The antibody treatment given to two American missionaries infected with the Ebola virus may seem like a modern day miracle cure, but researchers created similar, if cruder, antibody therapies as far back as the 1880s to treat diphtheria and pneumonia. That interesting revelation was detailed by Dr. Scott Podolosky, associate professor of global health and social medicine at Harvard Medical School, in a paper published Monday in the Annals of Internal Medicine.
Monoclonal antibodies used in the Ebola treatment first came on the scene in the 1970s and can home in on specific strains of viruses with pinpoint accuracy, Podolosky said. Antibodies used in the late 19th to early 20th century, on the other hand, targeted general types of diphtheria and pneumonia viruses working like a miracle cure for some, while failing miserably in others.
In fact, the term “magic bullet” was first coined in 1913 to describe the swift recovery of some patients following antibody treatments. In pneumonia patients, the antibody treatments reduced the death rate down to about 8 percent of patients, compared to a death rate of 25 percent in those who didn’t get the treatments. But penicillin proved to be even more effective, Podolosky explained, so antibody treatments were quickly replaced in the 1940s with newer antibiotics.
Dr. Kent Brantly, one of the two Americans infected with the Ebola virus in Liberia who was transferred to Emory Hospital for treatment, was reportedly near the point of death after receiving a different experimental treatment.

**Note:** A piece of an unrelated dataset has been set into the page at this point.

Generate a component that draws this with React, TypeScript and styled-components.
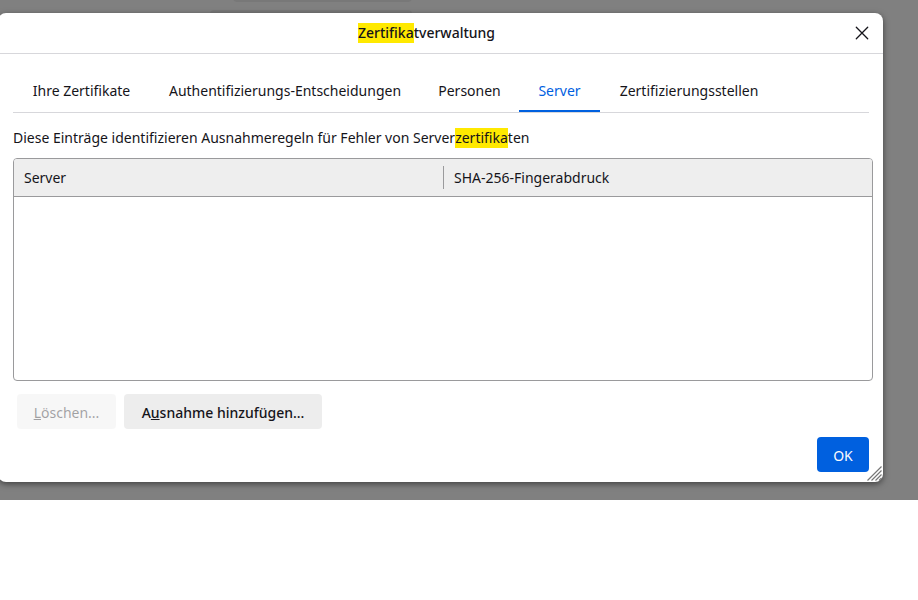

After getting the monoclonal antibody treatment, called ZMapp, Brantly began to recover “within an hour of receiving the medication ... [and] was able to take a shower on his own before getting on a specially designed Gulfstream air ambulance jet to be evacuated to the United States,” reported CNN’s Dr. Sanjay Gupta.
Whether ZMapp actually was a miracle cure remains to be seen, Podolosky said, since other factors could have played a role in the apparent upswing of both patients. They started off in good health and were quickly treated in a hospital when they first developed symptoms, for example, and have since been receiving state of the art medical care in the US, which will hopefully keep them on the road to recovery.
“It’s hard to say how much of a miracle cure this is when it has so far only been given to two patients,” he added. “But the larger question is how do you get these magic bullets to the larger group of people that really need them including those who can’t or won’t go to hospitals?”